[Record extracts]:
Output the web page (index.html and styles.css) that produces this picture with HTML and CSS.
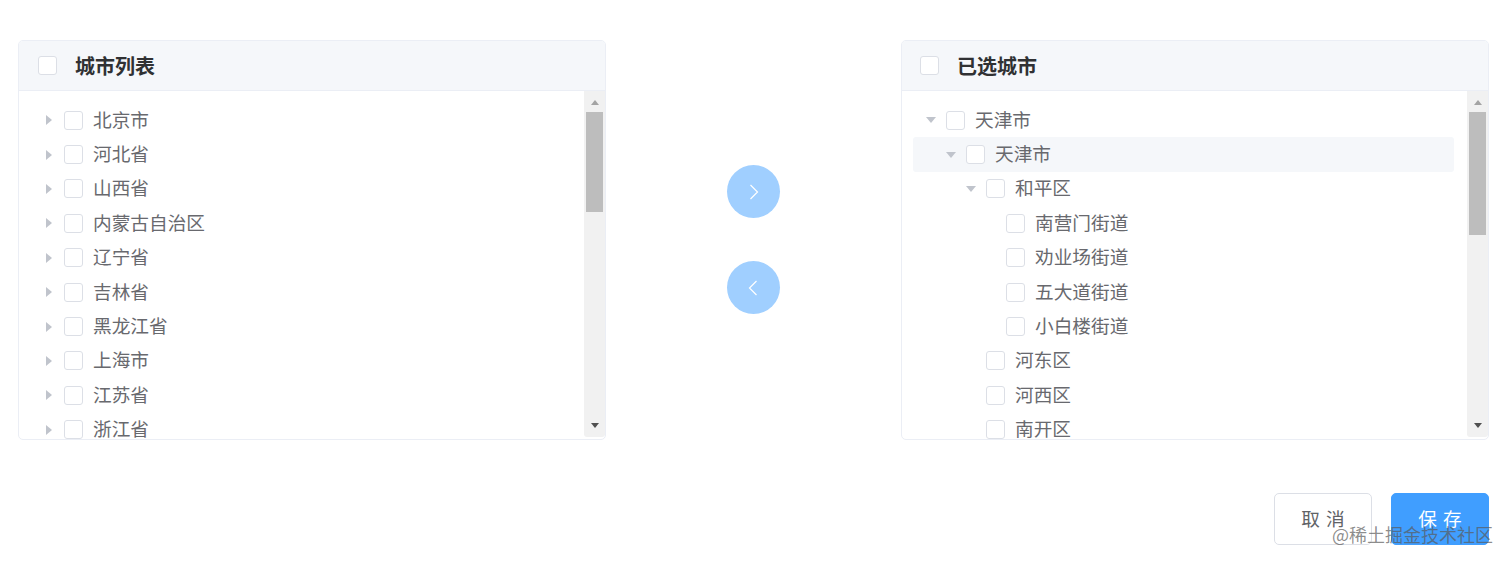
FILE: index.html
```html
<!DOCTYPE html>
<html>
<head>
    <title>城市选择</title>
    <link rel="stylesheet" href="styles.css">
</head>
<body>
    <div class="transfer">
        <div class="panel">
            <div class="panel-header">
                <span class="checkbox"></span>
                <span class="panel-title">城市列表</span>
            </div>
            <div class="panel-body">
                <div class="tree tree-left">
                    <div class="node"><span class="arrow"></span><span class="checkbox"></span><span class="label">北京市</span></div>
                    <div class="node"><span class="arrow"></span><span class="checkbox"></span><span class="label">河北省</span></div>
                    <div class="node"><span class="arrow"></span><span class="checkbox"></span><span class="label">山西省</span></div>
                    <div class="node"><span class="arrow"></span><span class="checkbox"></span><span class="label">内蒙古自治区</span></div>
                    <div class="node"><span class="arrow"></span><span class="checkbox"></span><span class="label">辽宁省</span></div>
                    <div class="node"><span class="arrow"></span><span class="checkbox"></span><span class="label">吉林省</span></div>
                    <div class="node"><span class="arrow"></span><span class="checkbox"></span><span class="label">黑龙江省</span></div>
                    <div class="node"><span class="arrow"></span><span class="checkbox"></span><span class="label">上海市</span></div>
                    <div class="node"><span class="arrow"></span><span class="checkbox"></span><span class="label">江苏省</span></div>
                    <div class="node"><span class="arrow"></span><span class="checkbox"></span><span class="label">浙江省</span></div>
                </div>
                <div class="scrollbar">
                    <span class="scroll-up"></span>
                    <span class="thumb"></span>
                    <span class="scroll-down"></span>
                </div>
            </div>
        </div>

        <div class="actions">
            <button class="round-btn">
                <svg width="12" height="16" viewBox="0 0 12 16"><path d="M2.5 1l7 7-7 7" fill="none" stroke="#fff" stroke-width="1.2"/></svg>
            </button>
            <button class="round-btn">
                <svg width="12" height="16" viewBox="0 0 12 16"><path d="M8.5 1l-7 7 7 7" fill="none" stroke="#fff" stroke-width="1.2"/></svg>
            </button>
        </div>

        <div class="panel">
            <div class="panel-header panel-header-right">
                <span class="checkbox"></span>
                <span class="panel-title">已选城市</span>
            </div>
            <div class="panel-body">
                <div class="tree">
                    <div class="node"><span class="arrow open"></span><span class="checkbox"></span><span class="label">天津市</span></div>
                    <div class="node level-1 current"><span class="arrow open"></span><span class="checkbox"></span><span class="label">天津市</span></div>
                    <div class="node level-2"><span class="arrow open"></span><span class="checkbox"></span><span class="label">和平区</span></div>
                    <div class="node level-3"><span class="arrow none"></span><span class="checkbox"></span><span class="label">南营门街道</span></div>
                    <div class="node level-3"><span class="arrow none"></span><span class="checkbox"></span><span class="label">劝业场街道</span></div>
                    <div class="node level-3"><span class="arrow none"></span><span class="checkbox"></span><span class="label">五大道街道</span></div>
                    <div class="node level-3"><span class="arrow none"></span><span class="checkbox"></span><span class="label">小白楼街道</span></div>
                    <div class="node level-2"><span class="arrow none"></span><span class="checkbox"></span><span class="label">河东区</span></div>
                    <div class="node level-2"><span class="arrow none"></span><span class="checkbox"></span><span class="label">河西区</span></div>
                    <div class="node level-2"><span class="arrow none"></span><span class="checkbox"></span><span class="label">南开区</span></div>
                </div>
                <div class="scrollbar">
                    <span class="scroll-up"></span>
                    <span class="thumb thumb-long"></span>
                    <span class="scroll-down"></span>
                </div>
            </div>
        </div>
    </div>

    <div class="footer">
        <button class="btn">取消</button>
        <button class="btn btn-primary">保存</button>
    </div>

    <div class="watermark">@稀土掘金技术社区</div>
</body>
</html>
```

FILE: styles.css
```css
body {
    margin: 0;
    padding: 40px 20px 0 18px;
    background: #fff;
    color: #606266;
    font-family: "Noto Sans CJK SC", "Noto Sans", sans-serif;
    font-size: 18.67px;
}

.transfer {
    display: flex;
    justify-content: space-between;
    align-items: center;
}

.panel {
    width: 588px;
    height: 400px;
    box-sizing: border-box;
    border: 1px solid #ebeef5;
    border-radius: 5px;
    overflow: hidden;
    display: flex;
    flex-direction: column;
}

.panel-header {
    height: 50px;
    flex: none;
    box-sizing: border-box;
    display: flex;
    align-items: center;
    padding-left: 19px;
    background: #f5f7fa;
    border-bottom: 1px solid #ebeef5;
}

.panel-header-right {
    padding-left: 18px;
}

.panel-title {
    margin-left: 18px;
    color: #303133;
    font-size: 20px;
    font-weight: 700;
}

.panel-body {
    flex: 1;
    min-height: 0;
    display: flex;
}

.tree {
    flex: 1;
    overflow: hidden;
    padding: 12px 13px 0 11px;
}

.tree-left {
    padding-left: 12px;
}

.node {
    height: 34.4px;
    display: flex;
    align-items: center;
    border-radius: 3px;
    white-space: nowrap;
}

.node.current {
    background: #f5f7fa;
}

.level-1 {
    padding-left: 20px;
}

.level-2 {
    padding-left: 40px;
}

.level-3 {
    padding-left: 60px;
}

.label {
    margin-bottom: 4px;
    color: #68696e;
}

.arrow {
    width: 33px;
    flex: none;
    display: flex;
    justify-content: center;
    padding-left: 3px;
    box-sizing: border-box;
}

.arrow::before {
    content: "";
    border-style: solid;
    border-width: 5px 0 5px 6px;
    border-color: transparent transparent transparent #c0c4cc;
}

.arrow.open::before {
    border-width: 6px 5px 0 5px;
    border-color: #c0c4cc transparent transparent transparent;
}

.arrow.none::before {
    border: none;
}

.checkbox {
    width: 19px;
    height: 19px;
    flex: none;
    box-sizing: border-box;
    border: 1px solid #dcdfe6;
    border-radius: 3px;
    background: #fff;
    margin-right: 10px;
}

.panel-header .checkbox {
    margin-right: 0;
}

.scrollbar {
    width: 21px;
    flex: none;
    display: flex;
    flex-direction: column;
    align-items: center;
    margin-bottom: 2px;
    background: #f1f1f1;
    border-radius: 0 0 3px 3px;
}

.scroll-up {
    margin-top: 9px;
    border-style: solid;
    border-width: 0 4.5px 5px 4.5px;
    border-color: transparent transparent #a3a3a3 transparent;
}

.thumb {
    width: 17px;
    height: 100px;
    margin-top: 7px;
    background: #bdbdbd;
}

.thumb-long {
    height: 123px;
}

.scroll-down {
    margin-top: auto;
    margin-bottom: 9px;
    border-style: solid;
    border-width: 5px 4.5px 0 4.5px;
    border-color: #505050 transparent transparent transparent;
}

.actions {
    display: flex;
    flex-direction: column;
    gap: 43px;
    margin-top: -1px;
}

.round-btn {
    width: 53px;
    height: 53px;
    padding: 0;
    border: none;
    border-radius: 50%;
    background: #a0cfff;
    display: flex;
    align-items: center;
    justify-content: center;
}

.footer {
    display: flex;
    justify-content: flex-end;
    gap: 19px;
    margin-top: 53px;
}

.btn {
    width: 98px;
    height: 52px;
    padding: 0 0 4px 6px;
    box-sizing: border-box;
    border: 1px solid #dcdfe6;
    border-radius: 5px;
    background: #fff;
    color: #606266;
    font-family: inherit;
    font-size: 18.67px;
    letter-spacing: 6px;
}

.btn-primary {
    background: #409eff;
    border-color: #409eff;
    color: #fff;
}

.watermark {
    position: absolute;
    top: 521px;
    left: 1332px;
    font-size: 18px;
    line-height: 26px;
    white-space: nowrap;
    color: rgba(90, 90, 90, 0.7);
}
```
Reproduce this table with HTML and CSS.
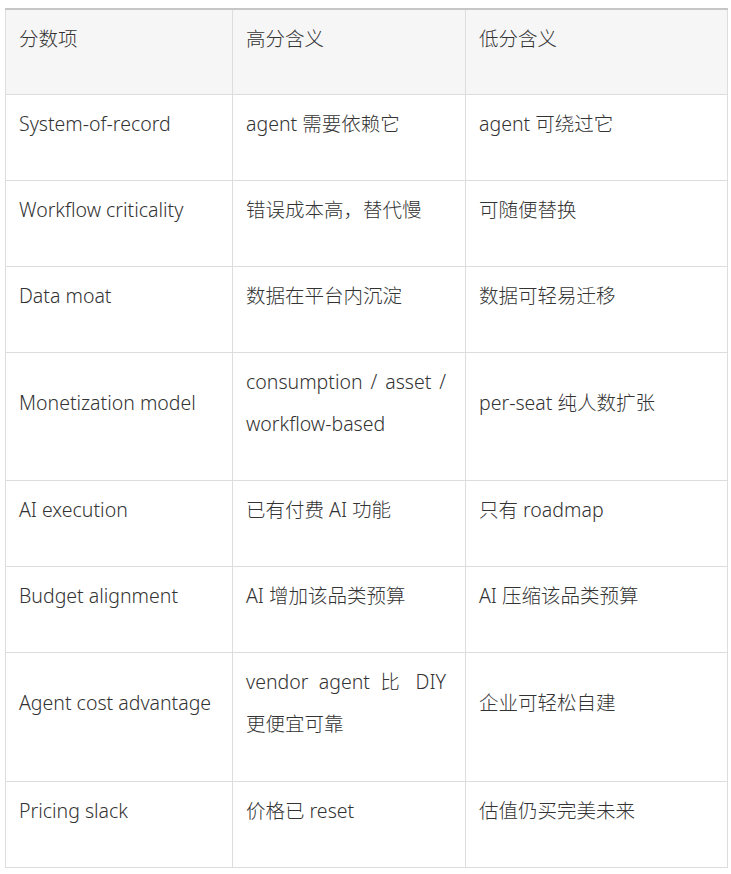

[Exercise objective]: Repeat all of the data above word for word, minus the pictures.

[Finished task]:
Output the web page (index.html and styles.css) that produces this picture with HTML and CSS.
FILE: index.html
```html
<!DOCTYPE html>
<html>
<head>
    <title>城市选择</title>
    <link rel="stylesheet" href="styles.css">
</head>
<body>
    <div class="transfer">
        <div class="panel">
            <div class="panel-header">
                <span class="checkbox"></span>
                <span class="panel-title">城市列表</span>
            </div>
            <div class="panel-body">
                <div class="tree tree-left">
                    <div class="node"><span class="arrow"></span><span class="checkbox"></span><span class="label">北京市</span></div>
                    <div class="node"><span class="arrow"></span><span class="checkbox"></span><span class="label">河北省</span></div>
                    <div class="node"><span class="arrow"></span><span class="checkbox"></span><span class="label">山西省</span></div>
                    <div class="node"><span class="arrow"></span><span class="checkbox"></span><span class="label">内蒙古自治区</span></div>
                    <div class="node"><span class="arrow"></span><span class="checkbox"></span><span class="label">辽宁省</span></div>
                    <div class="node"><span class="arrow"></span><span class="checkbox"></span><span class="label">吉林省</span></div>
                    <div class="node"><span class="arrow"></span><span class="checkbox"></span><span class="label">黑龙江省</span></div>
                    <div class="node"><span class="arrow"></span><span class="checkbox"></span><span class="label">上海市</span></div>
                    <div class="node"><span class="arrow"></span><span class="checkbox"></span><span class="label">江苏省</span></div>
                    <div class="node"><span class="arrow"></span><span class="checkbox"></span><span class="label">浙江省</span></div>
                </div>
                <div class="scrollbar">
                    <span class="scroll-up"></span>
                    <span class="thumb"></span>
                    <span class="scroll-down"></span>
                </div>
            </div>
        </div>

        <div class="actions">
            <button class="round-btn">
                <svg width="12" height="16" viewBox="0 0 12 16"><path d="M2.5 1l7 7-7 7" fill="none" stroke="#fff" stroke-width="1.2"/></svg>
            </button>
            <button class="round-btn">
                <svg width="12" height="16" viewBox="0 0 12 16"><path d="M8.5 1l-7 7 7 7" fill="none" stroke="#fff" stroke-width="1.2"/></svg>
            </button>
        </div>

        <div class="panel">
            <div class="panel-header panel-header-right">
                <span class="checkbox"></span>
                <span class="panel-title">已选城市</span>
            </div>
            <div class="panel-body">
                <div class="tree">
                    <div class="node"><span class="arrow open"></span><span class="checkbox"></span><span class="label">天津市</span></div>
                    <div class="node level-1 current"><span class="arrow open"></span><span class="checkbox"></span><span class="label">天津市</span></div>
                    <div class="node level-2"><span class="arrow open"></span><span class="checkbox"></span><span class="label">和平区</span></div>
                    <div class="node level-3"><span class="arrow none"></span><span class="checkbox"></span><span class="label">南营门街道</span></div>
                    <div class="node level-3"><span class="arrow none"></span><span class="checkbox"></span><span class="label">劝业场街道</span></div>
                    <div class="node level-3"><span class="arrow none"></span><span class="checkbox"></span><span class="label">五大道街道</span></div>
                    <div class="node level-3"><span class="arrow none"></span><span class="checkbox"></span><span class="label">小白楼街道</span></div>
                    <div class="node level-2"><span class="arrow none"></span><span class="checkbox"></span><span class="label">河东区</span></div>
                    <div class="node level-2"><span class="arrow none"></span><span class="checkbox"></span><span class="label">河西区</span></div>
                    <div class="node level-2"><span class="arrow none"></span><span class="checkbox"></span><span class="label">南开区</span></div>
                </div>
                <div class="scrollbar">
                    <span class="scroll-up"></span>
                    <span class="thumb thumb-long"></span>
                    <span class="scroll-down"></span>
                </div>
            </div>
        </div>
    </div>

    <div class="footer">
        <button class="btn">取消</button>
        <button class="btn btn-primary">保存</button>
    </div>

    <div class="watermark">@稀土掘金技术社区</div>
</body>
</html>
```

FILE: styles.css
```css
body {
    margin: 0;
    padding: 40px 20px 0 18px;
    background: #fff;
    color: #606266;
    font-family: "Noto Sans CJK SC", "Noto Sans", sans-serif;
    font-size: 18.67px;
}

.transfer {
    display: flex;
    justify-content: space-between;
    align-items: center;
}

.panel {
    width: 588px;
    height: 400px;
    box-sizing: border-box;
    border: 1px solid #ebeef5;
    border-radius: 5px;
    overflow: hidden;
    display: flex;
    flex-direction: column;
}

.panel-header {
    height: 50px;
    flex: none;
    box-sizing: border-box;
    display: flex;
    align-items: center;
    padding-left: 19px;
    background: #f5f7fa;
    border-bottom: 1px solid #ebeef5;
}

.panel-header-right {
    padding-left: 18px;
}

.panel-title {
    margin-left: 18px;
    color: #303133;
    font-size: 20px;
    font-weight: 700;
}

.panel-body {
    flex: 1;
    min-height: 0;
    display: flex;
}

.tree {
    flex: 1;
    overflow: hidden;
    padding: 12px 13px 0 11px;
}

.tree-left {
    padding-left: 12px;
}

.node {
    height: 34.4px;
    display: flex;
    align-items: center;
    border-radius: 3px;
    white-space: nowrap;
}

.node.current {
    background: #f5f7fa;
}

.level-1 {
    padding-left: 20px;
}

.level-2 {
    padding-left: 40px;
}

.level-3 {
    padding-left: 60px;
}

.label {
    margin-bottom: 4px;
    color: #68696e;
}

.arrow {
    width: 33px;
    flex: none;
    display: flex;
    justify-content: center;
    padding-left: 3px;
    box-sizing: border-box;
}

.arrow::before {
    content: "";
    border-style: solid;
    border-width: 5px 0 5px 6px;
    border-color: transparent transparent transparent #c0c4cc;
}

.arrow.open::before {
    border-width: 6px 5px 0 5px;
    border-color: #c0c4cc transparent transparent transparent;
}

.arrow.none::before {
    border: none;
}

.checkbox {
    width: 19px;
    height: 19px;
    flex: none;
    box-sizing: border-box;
    border: 1px solid #dcdfe6;
    border-radius: 3px;
    background: #fff;
    margin-right: 10px;
}

.panel-header .checkbox {
    margin-right: 0;
}

.scrollbar {
    width: 21px;
    flex: none;
    display: flex;
    flex-direction: column;
    align-items: center;
    margin-bottom: 2px;
    background: #f1f1f1;
    border-radius: 0 0 3px 3px;
}

.scroll-up {
    margin-top: 9px;
    border-style: solid;
    border-width: 0 4.5px 5px 4.5px;
    border-color: transparent transparent #a3a3a3 transparent;
}

.thumb {
    width: 17px;
    height: 100px;
    margin-top: 7px;
    background: #bdbdbd;
}

.thumb-long {
    height: 123px;
}

.scroll-down {
    margin-top: auto;
    margin-bottom: 9px;
    border-style: solid;
    border-width: 5px 4.5px 0 4.5px;
    border-color: #505050 transparent transparent transparent;
}

.actions {
    display: flex;
    flex-direction: column;
    gap: 43px;
    margin-top: -1px;
}

.round-btn {
    width: 53px;
    height: 53px;
    padding: 0;
    border: none;
    border-radius: 50%;
    background: #a0cfff;
    display: flex;
    align-items: center;
    justify-content: center;
}

.footer {
    display: flex;
    justify-content: flex-end;
    gap: 19px;
    margin-top: 53px;
}

.btn {
    width: 98px;
    height: 52px;
    padding: 0 0 4px 6px;
    box-sizing: border-box;
    border: 1px solid #dcdfe6;
    border-radius: 5px;
    background: #fff;
    color: #606266;
    font-family: inherit;
    font-size: 18.67px;
    letter-spacing: 6px;
}

.btn-primary {
    background: #409eff;
    border-color: #409eff;
    color: #fff;
}

.watermark {
    position: absolute;
    top: 521px;
    left: 1332px;
    font-size: 18px;
    line-height: 26px;
    white-space: nowrap;
    color: rgba(90, 90, 90, 0.7);
}
```
Reproduce this table with HTML and CSS.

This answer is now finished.